WSU point guard Derrick Low, getting a second start since returning from a broken foot, had a team-high 13 points on a career-high 15 attempts. WSU had 11 assists and just four turnovers, a season low.

The Cougars could have taken a big step toward NIT eligibility with a road win over the staggering Beavers, who had lost six straight since winning in Pullman last month. But instead, Oregon State finished off the season sweep and pushed WSU back to .500, meaning the Cougars will likely need three wins in the final five regular-season games to have any chance at postseason play.
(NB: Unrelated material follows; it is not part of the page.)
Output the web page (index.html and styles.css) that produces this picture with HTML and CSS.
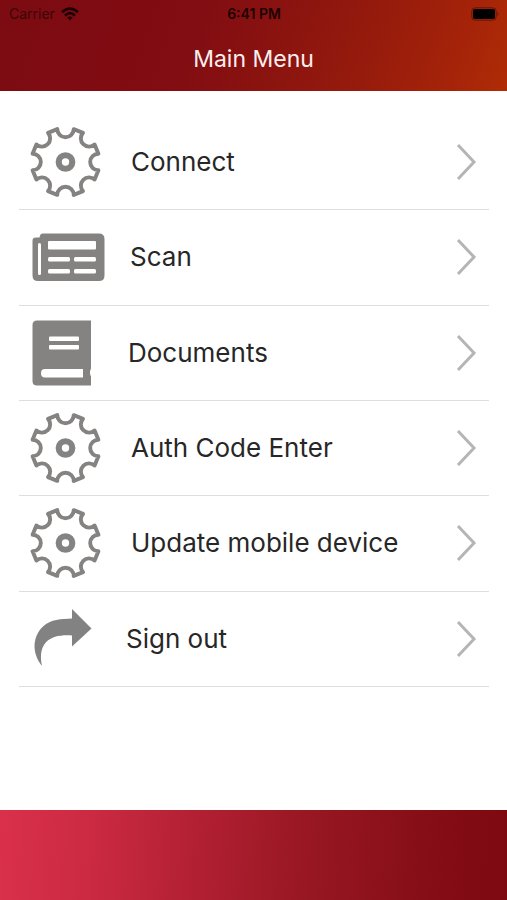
FILE: index.html
```html
<!DOCTYPE html>
<html lang="en">
<head>
<meta charset="utf-8">
<meta name="viewport" content="width=device-width, initial-scale=1">
<title>Main Menu</title>
<link rel="stylesheet" href="styles.css">
</head>
<body>
<svg class="defs" aria-hidden="true">
  <symbol id="gear" viewBox="-35 -35 70 70">
    <g fill="none" stroke="#858382" stroke-linejoin="round">
      <path stroke-width="3.8" d="M-8-32A8 8 0 0 0 8-32L17-28.3A8 8 0 0 0 28.3-17L32-8A8 8 0 0 0 32 8L28.3 17A8 8 0 0 0 17 28.3L8 32A8 8 0 0 0-8 32L-17 28.3A8 8 0 0 0-28.3 17L-32 8A8 8 0 0 0-32-8L-28.3-17A8 8 0 0 0-17-28.3Z"/>
      <circle r="6.6" stroke-width="6"/>
    </g>
  </symbol>
  <symbol id="chevron" viewBox="0 0 22 40">
    <path d="M3 3 19 20 3 37" fill="none" stroke="#b5b5b5" stroke-width="3"/>
  </symbol>
</svg>
<header class="header">
  <div class="status">
    <span class="carrier">Carrier
      <svg class="wifi" viewBox="0 0 18 14"><g fill="none" stroke="#1c0203" stroke-width="2.6"><path d="M1 5.2Q9-2 17 5.2"/><path d="M4 8.4Q9 4 14 8.4"/></g><path d="M9 13.4 6.2 10.5Q9 8.4 11.8 10.5Z" fill="#1c0203"/></svg>
    </span>
    <span class="time">6:41 PM</span>
    <svg class="battery" viewBox="0 0 28 14"><rect x=".8" y=".8" width="24.4" height="12.4" rx="3.5" fill="none" stroke="#641308"/><rect x="2" y="2" width="22" height="10" rx="2" fill="#000"/><path d="M26.5 5Q28.5 7 26.5 9Z" fill="#641308"/></svg>
  </div>
  <h1 class="title">Main Menu</h1>
</header>
<main class="main">
  <nav class="menu">
    <a class="item" href="#connect"><svg class="icon gear"><use href="#gear"/></svg><span class="label">Connect</span><svg class="chevron"><use href="#chevron"/></svg></a>
    <a class="item" href="#scan"><svg class="icon scan" viewBox="0 0 72 72"><path fill="#858382" d="M14 12.500H70Q75.500 12.500 75.500 18V54.500Q75.500 60 70 60H9Q3.500 60 3.500 54.500V19.500Q3.500 16.500 7 16.500H10.500Q11 12.500 14 12.500Z"/><g fill="#fff"><rect x="9" y="22" width="3" height="32" rx="1.500"/><rect x="19" y="20" width="48" height="8.500" rx="1"/><rect x="19" y="36" width="22" height="4.500" rx="1.500"/><rect x="45" y="36" width="22" height="4.500" rx="1.500"/><rect x="19" y="48" width="22" height="4.500" rx="1.500"/><rect x="45" y="48" width="22" height="4.500" rx="1.500"/></g></svg><span class="label">Scan</span><svg class="chevron"><use href="#chevron"/></svg></a>
    <a class="item" href="#documents"><svg class="icon book" viewBox="-1 0 70 72"><path fill="#858382" d="M7 3.500H61V51.500Q59 55.500 61 59.500V68.500H7Q2.500 68.500 2.500 64V8Q2.500 3.500 7 3.500Z"/><g fill="#fff"><rect x="19" y="19.500" width="30" height="4.500" rx="1"/><rect x="19" y="28" width="30" height="4.500" rx="1"/><path d="M15 52H53V60.500H15Q11 60.500 11 56.200 11 52 15 52Z"/></g></svg><span class="label">Documents</span><svg class="chevron"><use href="#chevron"/></svg></a>
    <a class="item" href="#auth"><svg class="icon gear"><use href="#gear"/></svg><span class="label">Auth Code Enter</span><svg class="chevron"><use href="#chevron"/></svg></a>
    <a class="item" href="#update"><svg class="icon gear"><use href="#gear"/></svg><span class="label">Update mobile device</span><svg class="chevron"><use href="#chevron"/></svg></a>
    <a class="item" href="#signout"><svg class="icon arrow" viewBox="-1 0 68 72"><path fill="#828282" d="M42 6 61.500 25.500 42 43.500V32.500C22 31 7 38 12 63C1 49 3 33 13 23.500C21 16 31 16 42 15.500Z"/></svg><span class="label">Sign out</span><svg class="chevron"><use href="#chevron"/></svg></a>
  </nav>
</main>
<footer class="footer"></footer>
</body>
</html>
```
FILE: styles.css
```css
* {
  box-sizing: border-box;
}

body {
  margin: 0;
  min-height: 100vh;
  display: flex;
  flex-direction: column;
  background: #fff;
  font-family: Inter, "Liberation Sans", sans-serif;
}

.defs {
  display: none;
}

.header {
  height: 91px;
  background: linear-gradient(110deg, #7c0b12 0%, #820d12 38%, #8f170e 63%, #a32209 87%, #b02c06 100%);
}

.status {
  display: grid;
  grid-template-columns: 1fr auto 1fr;
  align-items: center;
  height: 27px;
  padding: 0 8px 0 9px;
  font-size: 14px;
  color: #1c0203;
}

.carrier {
  display: flex;
  align-items: center;
  gap: 6px;
  color: #3c0508;
}

.wifi {
  width: 18px;
  height: 14px;
}

.time {
  font-weight: 600;
}

.battery {
  justify-self: end;
  width: 28px;
  height: 14px;
}

.title {
  margin: 16px 0 0;
  text-align: center;
  font-size: 23px;
  line-height: 32px;
  font-weight: 400;
  color: #fdeeee;
}

.main {
  flex: 1;
  display: flex;
  padding: 24px 18px 123px 19px;
}

.menu {
  flex: 1;
  display: grid;
  grid-template-rows: repeat(6, 1fr);
}

.item {
  display: flex;
  align-items: center;
  gap: 29px;
  padding: 0 12px 0 10px;
  border-bottom: 1px solid #dedede;
  color: #272727;
  text-decoration: none;
}

.icon {
  flex: none;
  height: 72px;
  overflow: visible;
}

.gear {
  width: 73px;
}

.scan {
  width: 72px;
}

.book {
  width: 70px;
}

.arrow {
  width: 68px;
}

.label {
  flex: 1;
  font-size: 26px;
  line-height: 32px;
}

.chevron {
  flex: none;
  width: 22px;
  height: 40px;
}

.footer {
  height: 90px;
  background: linear-gradient(93deg, #da304b 0%, #cb2a42 18%, #b32034 38%, #981722 60%, #860e17 83%, #7e0910 100%);
}
```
WSU hasn’t won a game on the Pac-10 swing through Oregon since 1998, and it’ll have just one more chance to change that this season with Saturday’s game against Oregon.

The Beavers did just enough to keep that streak alive. Sasa Cuic scored a game-high 23 points and OSU hit on 52 percent of its shots from the floor in the second half.

“It’s not real complicated,” Bennett said. “We had some breakdowns – you can point to those. We had our usual poor start – you can point to that. But we caught up in plenty of time and it was even. And we started missing.”

Notes

WSU has not led a game at halftime since Jan. 14 at USC. It trailed 31-25 at the break Thursday night. … The Cougars shot 3 of 30 from 3-point range in the two games against Oregon State this year. … Sophomore center Chris Henry had what might have been the best half of his career, scoring 10 points with four rebounds in 17 second-half minutes. … Gill Coliseum welcomed 4,956 fans, its lowest total this conference season.